→ Exercise instructions
Each entry below is to be written out exactly, and the pictures are to be left out.
--- Start Provided data ---
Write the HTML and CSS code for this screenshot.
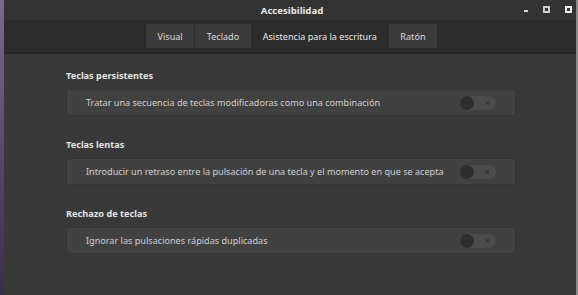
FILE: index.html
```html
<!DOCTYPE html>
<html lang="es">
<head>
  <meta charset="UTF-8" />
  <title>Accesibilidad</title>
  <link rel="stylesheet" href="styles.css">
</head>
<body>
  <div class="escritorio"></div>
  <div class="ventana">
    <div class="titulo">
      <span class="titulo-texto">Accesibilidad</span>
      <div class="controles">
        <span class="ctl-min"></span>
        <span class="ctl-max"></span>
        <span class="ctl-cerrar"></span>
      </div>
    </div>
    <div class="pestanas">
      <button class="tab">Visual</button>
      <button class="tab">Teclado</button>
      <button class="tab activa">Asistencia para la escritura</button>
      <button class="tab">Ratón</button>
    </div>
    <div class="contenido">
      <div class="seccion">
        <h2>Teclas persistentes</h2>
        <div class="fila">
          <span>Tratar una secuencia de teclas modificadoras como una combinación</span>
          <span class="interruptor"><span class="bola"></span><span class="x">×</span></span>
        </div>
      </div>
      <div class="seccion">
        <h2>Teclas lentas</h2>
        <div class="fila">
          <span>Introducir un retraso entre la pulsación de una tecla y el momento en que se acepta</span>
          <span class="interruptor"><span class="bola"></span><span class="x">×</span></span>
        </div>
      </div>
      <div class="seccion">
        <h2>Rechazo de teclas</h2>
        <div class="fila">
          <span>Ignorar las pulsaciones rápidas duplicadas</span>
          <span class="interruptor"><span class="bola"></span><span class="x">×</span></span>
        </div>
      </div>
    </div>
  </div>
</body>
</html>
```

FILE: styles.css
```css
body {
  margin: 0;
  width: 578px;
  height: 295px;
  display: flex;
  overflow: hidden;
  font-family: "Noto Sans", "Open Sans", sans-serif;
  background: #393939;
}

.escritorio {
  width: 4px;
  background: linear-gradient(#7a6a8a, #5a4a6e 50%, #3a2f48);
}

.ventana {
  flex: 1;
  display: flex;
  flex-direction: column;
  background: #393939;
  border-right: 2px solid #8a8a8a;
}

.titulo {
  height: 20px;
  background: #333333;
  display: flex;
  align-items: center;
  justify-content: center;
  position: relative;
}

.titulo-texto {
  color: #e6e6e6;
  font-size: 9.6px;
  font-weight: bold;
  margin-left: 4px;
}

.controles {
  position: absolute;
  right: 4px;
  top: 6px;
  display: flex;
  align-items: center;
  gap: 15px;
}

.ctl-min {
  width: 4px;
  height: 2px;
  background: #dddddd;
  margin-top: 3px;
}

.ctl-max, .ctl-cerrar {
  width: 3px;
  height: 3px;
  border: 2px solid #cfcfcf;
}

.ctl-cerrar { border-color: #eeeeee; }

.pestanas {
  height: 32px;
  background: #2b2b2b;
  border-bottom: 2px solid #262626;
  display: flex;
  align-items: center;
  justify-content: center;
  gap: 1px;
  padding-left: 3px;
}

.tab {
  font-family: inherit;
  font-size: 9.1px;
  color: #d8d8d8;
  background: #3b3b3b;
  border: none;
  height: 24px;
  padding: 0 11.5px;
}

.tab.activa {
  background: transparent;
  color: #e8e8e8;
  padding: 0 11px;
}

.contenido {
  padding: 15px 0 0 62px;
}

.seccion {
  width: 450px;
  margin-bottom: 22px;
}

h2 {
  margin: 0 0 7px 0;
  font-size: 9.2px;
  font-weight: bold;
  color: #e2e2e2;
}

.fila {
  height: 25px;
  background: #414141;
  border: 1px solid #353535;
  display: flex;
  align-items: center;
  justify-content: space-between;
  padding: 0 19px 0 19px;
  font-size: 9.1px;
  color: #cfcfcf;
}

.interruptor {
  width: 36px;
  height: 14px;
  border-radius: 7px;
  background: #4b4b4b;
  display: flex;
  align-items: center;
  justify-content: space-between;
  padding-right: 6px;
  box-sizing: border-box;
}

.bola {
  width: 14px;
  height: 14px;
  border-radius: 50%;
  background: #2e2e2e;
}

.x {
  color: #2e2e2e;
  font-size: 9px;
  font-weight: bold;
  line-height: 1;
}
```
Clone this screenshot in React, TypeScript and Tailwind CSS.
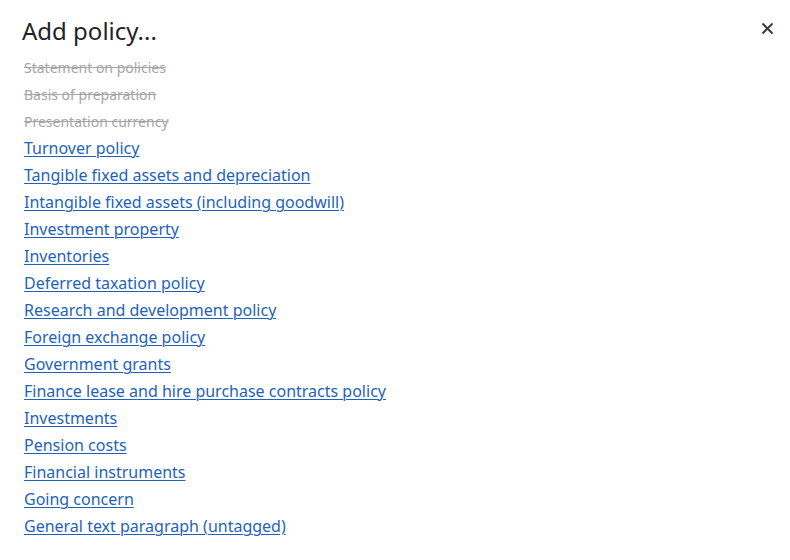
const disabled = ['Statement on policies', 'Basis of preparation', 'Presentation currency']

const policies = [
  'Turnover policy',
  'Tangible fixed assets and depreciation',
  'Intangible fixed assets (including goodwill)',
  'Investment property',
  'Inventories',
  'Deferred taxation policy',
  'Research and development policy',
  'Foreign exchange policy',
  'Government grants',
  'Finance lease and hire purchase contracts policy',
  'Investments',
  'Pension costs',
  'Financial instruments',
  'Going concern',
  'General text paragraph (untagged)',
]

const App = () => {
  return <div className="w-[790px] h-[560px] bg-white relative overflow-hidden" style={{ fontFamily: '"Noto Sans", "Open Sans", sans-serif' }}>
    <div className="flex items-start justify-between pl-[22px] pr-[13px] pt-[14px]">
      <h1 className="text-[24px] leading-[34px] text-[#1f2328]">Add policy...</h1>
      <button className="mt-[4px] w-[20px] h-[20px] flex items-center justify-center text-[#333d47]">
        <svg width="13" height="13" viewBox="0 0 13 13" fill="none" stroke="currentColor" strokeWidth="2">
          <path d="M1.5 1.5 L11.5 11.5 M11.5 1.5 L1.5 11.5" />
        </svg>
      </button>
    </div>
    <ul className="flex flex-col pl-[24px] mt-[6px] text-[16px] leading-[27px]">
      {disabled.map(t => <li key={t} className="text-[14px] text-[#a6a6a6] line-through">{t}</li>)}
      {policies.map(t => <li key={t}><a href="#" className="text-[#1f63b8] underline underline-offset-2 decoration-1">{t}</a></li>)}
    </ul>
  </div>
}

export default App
--- End Provided data ---
→ Result for this exercise
Write the HTML and CSS code for this screenshot.
FILE: index.html
```html
<!DOCTYPE html>
<html lang="es">
<head>
  <meta charset="UTF-8" />
  <title>Accesibilidad</title>
  <link rel="stylesheet" href="styles.css">
</head>
<body>
  <div class="escritorio"></div>
  <div class="ventana">
    <div class="titulo">
      <span class="titulo-texto">Accesibilidad</span>
      <div class="controles">
        <span class="ctl-min"></span>
        <span class="ctl-max"></span>
        <span class="ctl-cerrar"></span>
      </div>
    </div>
    <div class="pestanas">
      <button class="tab">Visual</button>
      <button class="tab">Teclado</button>
      <button class="tab activa">Asistencia para la escritura</button>
      <button class="tab">Ratón</button>
    </div>
    <div class="contenido">
      <div class="seccion">
        <h2>Teclas persistentes</h2>
        <div class="fila">
          <span>Tratar una secuencia de teclas modificadoras como una combinación</span>
          <span class="interruptor"><span class="bola"></span><span class="x">×</span></span>
        </div>
      </div>
      <div class="seccion">
        <h2>Teclas lentas</h2>
        <div class="fila">
          <span>Introducir un retraso entre la pulsación de una tecla y el momento en que se acepta</span>
          <span class="interruptor"><span class="bola"></span><span class="x">×</span></span>
        </div>
      </div>
      <div class="seccion">
        <h2>Rechazo de teclas</h2>
        <div class="fila">
          <span>Ignorar las pulsaciones rápidas duplicadas</span>
          <span class="interruptor"><span class="bola"></span><span class="x">×</span></span>
        </div>
      </div>
    </div>
  </div>
</body>
</html>
```

FILE: styles.css
```css
body {
  margin: 0;
  width: 578px;
  height: 295px;
  display: flex;
  overflow: hidden;
  font-family: "Noto Sans", "Open Sans", sans-serif;
  background: #393939;
}

.escritorio {
  width: 4px;
  background: linear-gradient(#7a6a8a, #5a4a6e 50%, #3a2f48);
}

.ventana {
  flex: 1;
  display: flex;
  flex-direction: column;
  background: #393939;
  border-right: 2px solid #8a8a8a;
}

.titulo {
  height: 20px;
  background: #333333;
  display: flex;
  align-items: center;
  justify-content: center;
  position: relative;
}

.titulo-texto {
  color: #e6e6e6;
  font-size: 9.6px;
  font-weight: bold;
  margin-left: 4px;
}

.controles {
  position: absolute;
  right: 4px;
  top: 6px;
  display: flex;
  align-items: center;
  gap: 15px;
}

.ctl-min {
  width: 4px;
  height: 2px;
  background: #dddddd;
  margin-top: 3px;
}

.ctl-max, .ctl-cerrar {
  width: 3px;
  height: 3px;
  border: 2px solid #cfcfcf;
}

.ctl-cerrar { border-color: #eeeeee; }

.pestanas {
  height: 32px;
  background: #2b2b2b;
  border-bottom: 2px solid #262626;
  display: flex;
  align-items: center;
  justify-content: center;
  gap: 1px;
  padding-left: 3px;
}

.tab {
  font-family: inherit;
  font-size: 9.1px;
  color: #d8d8d8;
  background: #3b3b3b;
  border: none;
  height: 24px;
  padding: 0 11.5px;
}

.tab.activa {
  background: transparent;
  color: #e8e8e8;
  padding: 0 11px;
}

.contenido {
  padding: 15px 0 0 62px;
}

.seccion {
  width: 450px;
  margin-bottom: 22px;
}

h2 {
  margin: 0 0 7px 0;
  font-size: 9.2px;
  font-weight: bold;
  color: #e2e2e2;
}

.fila {
  height: 25px;
  background: #414141;
  border: 1px solid #353535;
  display: flex;
  align-items: center;
  justify-content: space-between;
  padding: 0 19px 0 19px;
  font-size: 9.1px;
  color: #cfcfcf;
}

.interruptor {
  width: 36px;
  height: 14px;
  border-radius: 7px;
  background: #4b4b4b;
  display: flex;
  align-items: center;
  justify-content: space-between;
  padding-right: 6px;
  box-sizing: border-box;
}

.bola {
  width: 14px;
  height: 14px;
  border-radius: 50%;
  background: #2e2e2e;
}

.x {
  color: #2e2e2e;
  font-size: 9px;
  font-weight: bold;
  line-height: 1;
}
```
Clone this screenshot in React, TypeScript and Tailwind CSS.
const disabled = ['Statement on policies', 'Basis of preparation', 'Presentation currency']

const policies = [
  'Turnover policy',
  'Tangible fixed assets and depreciation',
  'Intangible fixed assets (including goodwill)',
  'Investment property',
  'Inventories',
  'Deferred taxation policy',
  'Research and development policy',
  'Foreign exchange policy',
  'Government grants',
  'Finance lease and hire purchase contracts policy',
  'Investments',
  'Pension costs',
  'Financial instruments',
  'Going concern',
  'General text paragraph (untagged)',
]

const App = () => {
  return <div className="w-[790px] h-[560px] bg-white relative overflow-hidden" style={{ fontFamily: '"Noto Sans", "Open Sans", sans-serif' }}>
    <div className="flex items-start justify-between pl-[22px] pr-[13px] pt-[14px]">
      <h1 className="text-[24px] leading-[34px] text-[#1f2328]">Add policy...</h1>
      <button className="mt-[4px] w-[20px] h-[20px] flex items-center justify-center text-[#333d47]">
        <svg width="13" height="13" viewBox="0 0 13 13" fill="none" stroke="currentColor" strokeWidth="2">
          <path d="M1.5 1.5 L11.5 11.5 M11.5 1.5 L1.5 11.5" />
        </svg>
      </button>
    </div>
    <ul className="flex flex-col pl-[24px] mt-[6px] text-[16px] leading-[27px]">
      {disabled.map(t => <li key={t} className="text-[14px] text-[#a6a6a6] line-through">{t}</li>)}
      {policies.map(t => <li key={t}><a href="#" className="text-[#1f63b8] underline underline-offset-2 decoration-1">{t}</a></li>)}
    </ul>
  </div>
}

export default App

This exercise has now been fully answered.